A propósito, não é demais lembrar que, atualmente, há centenas de marronzinhos, policiais militares e guardas civis credenciados para atuar (e autuar) na fiscalização de trânsito. Há, inclusive, agentes da SPTrans que, embora credenciados pela autoridade de trânsito do município de São Paulo, não possuem competência para tanto, conforme consta de Parecer do Conselheiro Marco Fabricio Vieira, de 12/06/2018, aprovado por unanimidade pelo CETRAN-SP[xvii], salvo engano, ainda não publicado no diário oficial do estado, nem tampouco disponibilizado em sua página eletrônica.
Curiosamente, ainda não se sabe (ao menos eu não sei) o motivo, a Resolução CONTRAN n. 709/2017[xviii], que dispunha sobre a publicação na internet dos nomes e códigos dos agentes e autoridades de trânsito, bem como dos convênios de fiscalização de trânsito celebrados pelos órgãos e entidades executivos de trânsito, foi revogada (ontem) pela Resolução CONTRAN n. 774/2019[xix].
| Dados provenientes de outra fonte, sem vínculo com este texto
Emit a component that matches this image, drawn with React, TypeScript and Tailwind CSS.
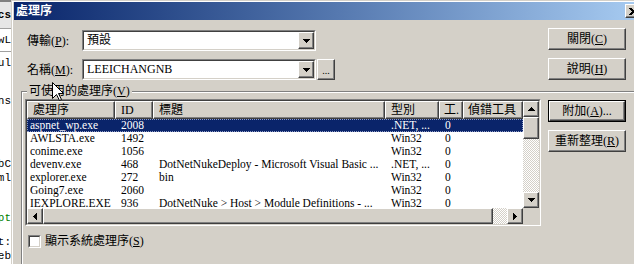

Finalmente, diante de todo o exposto, e considerando a possível existência de muitos condutores que estão sendo punidos injustamente, inclusive com a suspensão do direito de dirigir, por infrações praticadas por outrem, com veículos dublês ou com placas adulteradas, ou até em decorrência de falhas dos agentes de trânsito, entendo que as autoridades de trânsito e os órgãos recursais não podem invocar a presunção de legitimidade como único fundamento para manter a aplicação de qualquer das penalidades previstas no art. 256 do CTB[xx], a exemplo do ocorrido no 1º CASO, principalmente quando o recorrente alegar que o seu veículo não estava (ou não poderia estar) no local da infração. Neste caso, salvo melhor juízo, o recorrente deveria ter assegurado o direito de acesso a algum documento (caso existente e ao qual não pudesse ter acesso) capaz de comprovar a sua alegação.
Um último comentário: se não havia pressa ou motivo suficiente para a implantação do SINIAV, talvez agora haja.